Kenneth meanwhile had contacted Frank and Tammy's father, who got in touch with the police. The Rhode Island State Police and the local office of the FBI were also called into the investigation. Thus began a daylong, complicated series of events involving a large-scale aircraft and motor-vehicle surveillance operation which ultimately resulted in the capture and arrest of three suspects. Later, at trial, an FBI agent testified that during an interview at *1379 State Police Headquarters, defendant allegedly told him that on the morning of the kidnapping he had had second thoughts about going through with the plan because he would be working against the FBI and the State Police "people that knew what they were doing." Unfortunately for defendant, his assessment was quite accurate.
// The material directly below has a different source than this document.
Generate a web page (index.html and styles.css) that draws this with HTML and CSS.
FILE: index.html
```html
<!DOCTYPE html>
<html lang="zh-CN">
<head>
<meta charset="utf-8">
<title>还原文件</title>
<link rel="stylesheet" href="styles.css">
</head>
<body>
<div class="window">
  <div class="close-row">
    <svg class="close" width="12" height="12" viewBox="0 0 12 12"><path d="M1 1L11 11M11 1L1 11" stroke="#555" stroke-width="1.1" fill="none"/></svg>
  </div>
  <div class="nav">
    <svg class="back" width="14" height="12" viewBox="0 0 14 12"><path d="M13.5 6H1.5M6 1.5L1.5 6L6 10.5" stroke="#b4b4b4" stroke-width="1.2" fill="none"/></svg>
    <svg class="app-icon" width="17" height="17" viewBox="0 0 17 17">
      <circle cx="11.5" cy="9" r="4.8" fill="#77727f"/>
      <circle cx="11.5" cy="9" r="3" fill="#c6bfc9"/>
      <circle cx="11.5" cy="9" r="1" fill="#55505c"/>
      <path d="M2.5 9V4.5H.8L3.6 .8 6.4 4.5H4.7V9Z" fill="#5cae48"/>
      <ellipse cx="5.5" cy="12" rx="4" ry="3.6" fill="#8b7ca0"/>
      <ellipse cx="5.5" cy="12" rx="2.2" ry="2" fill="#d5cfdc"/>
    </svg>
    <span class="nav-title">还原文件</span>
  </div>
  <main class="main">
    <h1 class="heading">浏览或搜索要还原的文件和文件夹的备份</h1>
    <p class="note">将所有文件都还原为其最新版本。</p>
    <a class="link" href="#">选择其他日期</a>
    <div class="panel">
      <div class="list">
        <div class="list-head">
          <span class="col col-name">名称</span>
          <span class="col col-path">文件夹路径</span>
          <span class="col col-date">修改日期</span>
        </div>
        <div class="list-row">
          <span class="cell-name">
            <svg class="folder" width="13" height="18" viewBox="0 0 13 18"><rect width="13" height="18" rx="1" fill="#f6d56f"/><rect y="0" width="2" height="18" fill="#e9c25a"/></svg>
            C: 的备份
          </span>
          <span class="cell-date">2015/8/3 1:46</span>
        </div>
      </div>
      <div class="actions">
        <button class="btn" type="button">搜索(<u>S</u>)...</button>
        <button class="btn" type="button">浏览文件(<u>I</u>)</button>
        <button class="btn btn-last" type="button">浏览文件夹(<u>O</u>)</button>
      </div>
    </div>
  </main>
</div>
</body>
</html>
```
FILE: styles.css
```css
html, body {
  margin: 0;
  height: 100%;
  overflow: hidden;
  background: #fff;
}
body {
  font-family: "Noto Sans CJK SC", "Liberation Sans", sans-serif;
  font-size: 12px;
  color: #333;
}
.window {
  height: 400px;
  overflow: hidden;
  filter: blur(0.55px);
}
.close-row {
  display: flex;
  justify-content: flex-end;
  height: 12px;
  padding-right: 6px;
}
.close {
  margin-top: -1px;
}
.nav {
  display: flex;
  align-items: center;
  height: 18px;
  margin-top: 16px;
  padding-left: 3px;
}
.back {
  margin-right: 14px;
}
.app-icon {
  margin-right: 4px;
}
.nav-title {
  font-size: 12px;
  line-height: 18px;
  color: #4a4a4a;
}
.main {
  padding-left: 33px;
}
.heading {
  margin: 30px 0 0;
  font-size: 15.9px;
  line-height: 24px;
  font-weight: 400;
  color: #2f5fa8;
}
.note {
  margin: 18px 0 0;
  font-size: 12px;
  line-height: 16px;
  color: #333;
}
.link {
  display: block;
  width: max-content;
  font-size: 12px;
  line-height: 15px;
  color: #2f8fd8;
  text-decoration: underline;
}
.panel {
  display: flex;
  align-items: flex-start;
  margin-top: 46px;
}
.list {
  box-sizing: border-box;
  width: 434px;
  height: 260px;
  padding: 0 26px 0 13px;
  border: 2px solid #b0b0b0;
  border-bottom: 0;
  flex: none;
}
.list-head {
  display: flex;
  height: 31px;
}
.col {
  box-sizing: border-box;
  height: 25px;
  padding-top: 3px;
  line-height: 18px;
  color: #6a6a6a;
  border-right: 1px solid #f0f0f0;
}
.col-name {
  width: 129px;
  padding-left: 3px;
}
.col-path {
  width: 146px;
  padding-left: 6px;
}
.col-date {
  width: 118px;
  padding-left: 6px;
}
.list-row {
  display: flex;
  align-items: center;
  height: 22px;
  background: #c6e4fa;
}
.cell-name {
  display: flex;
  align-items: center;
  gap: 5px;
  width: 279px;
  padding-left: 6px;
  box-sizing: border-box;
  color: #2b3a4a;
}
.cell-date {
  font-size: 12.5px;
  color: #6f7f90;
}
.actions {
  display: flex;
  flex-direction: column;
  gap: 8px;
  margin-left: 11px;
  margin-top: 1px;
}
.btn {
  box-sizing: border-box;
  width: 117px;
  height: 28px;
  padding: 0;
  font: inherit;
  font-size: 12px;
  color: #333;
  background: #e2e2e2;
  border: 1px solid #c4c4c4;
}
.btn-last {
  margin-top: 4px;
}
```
The defendant and Gomel eventually returned to Providence, and shortly thereafter a neighbor visiting in the Galleshaw home received a telephone call from a male caller, using a German accent, demanding a ransom of $500,000 for the safe return of the Galleshaw children. Later that morning Mr. Galleshaw received a call from the same person who again made the ransom demand and told Galleshaw that he would be calling him at around 5 p.m. that day with further instructions.

Meanwhile, at approximately 6 p.m., after almost ten hours in the bunker in Jamestown, Frank and Tammy persuaded Savastano that his accomplice had abandoned him and that he was being taken for his share of the ransom money. Savastano finally agreed to release the two and they made their way to a nearby house from which Tammy called her father. When the State Police arrived in Jamestown, the children gave them a description of Savastano. Shortly thereafter, Savastano was arrested at a road block that had been set up at the Newport Bridge. Once in custody, Savastano named Ballard and Gomel as his accomplices in the kidnapping scheme and gave the State Police a description of the vehicle he thought they would be driving.
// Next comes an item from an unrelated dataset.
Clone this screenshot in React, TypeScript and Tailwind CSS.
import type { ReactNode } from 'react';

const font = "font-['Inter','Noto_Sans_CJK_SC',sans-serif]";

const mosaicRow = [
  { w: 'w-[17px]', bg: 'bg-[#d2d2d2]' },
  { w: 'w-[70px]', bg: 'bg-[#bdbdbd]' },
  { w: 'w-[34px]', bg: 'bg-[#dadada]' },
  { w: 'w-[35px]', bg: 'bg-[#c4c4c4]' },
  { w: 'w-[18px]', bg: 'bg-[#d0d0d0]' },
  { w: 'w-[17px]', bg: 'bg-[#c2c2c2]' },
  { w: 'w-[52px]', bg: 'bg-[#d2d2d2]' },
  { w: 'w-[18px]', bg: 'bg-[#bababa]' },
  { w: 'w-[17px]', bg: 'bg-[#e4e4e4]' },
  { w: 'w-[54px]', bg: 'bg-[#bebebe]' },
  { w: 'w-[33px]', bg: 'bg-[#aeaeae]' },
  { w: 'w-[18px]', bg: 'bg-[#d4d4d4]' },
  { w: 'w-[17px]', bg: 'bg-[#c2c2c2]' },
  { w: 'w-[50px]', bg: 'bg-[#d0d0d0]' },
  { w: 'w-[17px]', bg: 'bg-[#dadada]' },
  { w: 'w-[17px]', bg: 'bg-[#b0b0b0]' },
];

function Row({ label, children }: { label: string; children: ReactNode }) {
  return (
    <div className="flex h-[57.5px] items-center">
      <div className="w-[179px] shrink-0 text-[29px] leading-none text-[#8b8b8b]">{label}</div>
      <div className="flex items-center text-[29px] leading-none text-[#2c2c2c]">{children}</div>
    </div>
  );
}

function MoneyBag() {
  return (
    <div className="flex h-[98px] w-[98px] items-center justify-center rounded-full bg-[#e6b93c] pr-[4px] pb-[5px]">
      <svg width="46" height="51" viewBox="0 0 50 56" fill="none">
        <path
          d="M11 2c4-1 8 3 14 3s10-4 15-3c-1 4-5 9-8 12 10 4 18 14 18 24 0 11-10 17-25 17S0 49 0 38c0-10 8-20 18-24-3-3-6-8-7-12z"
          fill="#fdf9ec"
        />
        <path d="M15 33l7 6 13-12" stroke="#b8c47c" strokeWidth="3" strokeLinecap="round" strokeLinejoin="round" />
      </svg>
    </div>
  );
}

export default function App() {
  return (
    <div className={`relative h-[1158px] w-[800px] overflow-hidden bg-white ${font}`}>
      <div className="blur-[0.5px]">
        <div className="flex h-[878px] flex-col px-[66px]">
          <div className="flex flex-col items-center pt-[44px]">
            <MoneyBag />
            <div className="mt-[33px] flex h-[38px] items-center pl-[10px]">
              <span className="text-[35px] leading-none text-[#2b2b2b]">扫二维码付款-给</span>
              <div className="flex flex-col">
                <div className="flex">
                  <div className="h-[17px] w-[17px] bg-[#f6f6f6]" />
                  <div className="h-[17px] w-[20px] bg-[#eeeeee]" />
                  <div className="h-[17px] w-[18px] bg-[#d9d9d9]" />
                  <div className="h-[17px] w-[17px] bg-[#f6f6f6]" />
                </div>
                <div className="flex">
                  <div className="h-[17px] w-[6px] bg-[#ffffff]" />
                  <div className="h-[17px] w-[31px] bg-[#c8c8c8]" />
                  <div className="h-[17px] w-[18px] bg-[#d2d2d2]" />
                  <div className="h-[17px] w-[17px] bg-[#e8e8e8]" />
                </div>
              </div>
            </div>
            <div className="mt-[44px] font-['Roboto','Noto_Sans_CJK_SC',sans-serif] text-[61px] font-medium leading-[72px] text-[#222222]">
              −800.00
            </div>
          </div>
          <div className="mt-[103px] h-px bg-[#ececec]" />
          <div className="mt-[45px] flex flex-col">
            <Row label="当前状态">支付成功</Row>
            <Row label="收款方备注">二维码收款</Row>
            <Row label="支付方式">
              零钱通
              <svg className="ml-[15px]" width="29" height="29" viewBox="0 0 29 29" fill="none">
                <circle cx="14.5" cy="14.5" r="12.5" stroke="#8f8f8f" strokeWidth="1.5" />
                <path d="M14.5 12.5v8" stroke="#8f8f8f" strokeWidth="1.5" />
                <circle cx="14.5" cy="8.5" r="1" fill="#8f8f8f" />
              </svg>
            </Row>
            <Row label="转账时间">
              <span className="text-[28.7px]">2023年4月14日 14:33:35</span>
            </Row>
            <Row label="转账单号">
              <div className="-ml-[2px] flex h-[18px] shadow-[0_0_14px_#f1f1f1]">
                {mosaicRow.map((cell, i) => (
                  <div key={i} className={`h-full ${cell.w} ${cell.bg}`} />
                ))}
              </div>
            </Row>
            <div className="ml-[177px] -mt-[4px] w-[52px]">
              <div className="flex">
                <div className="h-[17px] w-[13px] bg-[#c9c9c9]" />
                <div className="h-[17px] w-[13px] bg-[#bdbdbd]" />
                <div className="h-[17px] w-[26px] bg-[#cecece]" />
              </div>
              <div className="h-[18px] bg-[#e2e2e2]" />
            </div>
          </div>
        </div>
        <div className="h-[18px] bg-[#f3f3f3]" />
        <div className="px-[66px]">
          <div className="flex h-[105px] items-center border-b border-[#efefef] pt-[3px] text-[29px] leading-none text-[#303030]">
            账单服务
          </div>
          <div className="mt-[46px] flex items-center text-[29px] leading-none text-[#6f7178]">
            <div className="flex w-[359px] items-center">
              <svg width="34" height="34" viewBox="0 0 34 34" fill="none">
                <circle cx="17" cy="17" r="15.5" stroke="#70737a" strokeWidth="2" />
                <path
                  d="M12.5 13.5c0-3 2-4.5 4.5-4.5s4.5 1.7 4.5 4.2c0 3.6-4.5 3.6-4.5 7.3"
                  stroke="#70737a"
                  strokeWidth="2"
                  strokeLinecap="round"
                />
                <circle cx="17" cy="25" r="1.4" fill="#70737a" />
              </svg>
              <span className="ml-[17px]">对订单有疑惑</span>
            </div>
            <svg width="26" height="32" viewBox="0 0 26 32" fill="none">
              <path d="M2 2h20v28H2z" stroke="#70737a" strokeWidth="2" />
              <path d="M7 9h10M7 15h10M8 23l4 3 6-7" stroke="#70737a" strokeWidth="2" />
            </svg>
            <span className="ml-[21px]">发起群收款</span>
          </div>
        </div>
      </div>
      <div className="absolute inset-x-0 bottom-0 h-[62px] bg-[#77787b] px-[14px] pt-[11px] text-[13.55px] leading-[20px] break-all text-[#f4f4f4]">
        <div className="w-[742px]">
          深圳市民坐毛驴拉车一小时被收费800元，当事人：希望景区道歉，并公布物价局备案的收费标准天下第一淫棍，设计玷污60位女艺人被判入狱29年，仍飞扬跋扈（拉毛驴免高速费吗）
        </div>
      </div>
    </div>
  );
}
At approximately 6:24 p.m., Lieutenant Donald F. Bodington (Bodington) of the Rhode Island State Police, pretending to be Mr. Galleshaw, received a phone call from a male using a German accent. The caller instructed Bodington to bring the ransom money to a telephone booth at the Howard Johnson's at Jefferson Boulevard in Warwick, where he would receive further instructions. Bodington and a surveillance team of some fifteen vehicles carrying both State Police detectives and FBI agents then proceeded on an itinerary composed of a series of phone booths beginning in Warwick and advancing, according to the caller's instructions, sequentially to other phone booths, finishing up finally at one located in Swansea, Massachusetts. While Bodington was proceeding to that phone booth, Anthony J. Mancuso (Mancuso), at that time a State Police lieutenant and a member of the surveillance team, spotted a male in a phone booth located approximately a mile away from the booth to which Bodington was proceeding. Mancuso observed a vehicle parked next to the phone booth bearing a registration-plate number that had been broadcast to members of the surveillance team as identifying a car belonging to one of the suspects. Mancuso traveled past the phone booth, turned his vehicle around and observed the suspect dialing the telephone. At that time Bodington was receiving final instructions from the caller about where the ransom money was to be dropped off and where Frank and Tammy were to be picked up.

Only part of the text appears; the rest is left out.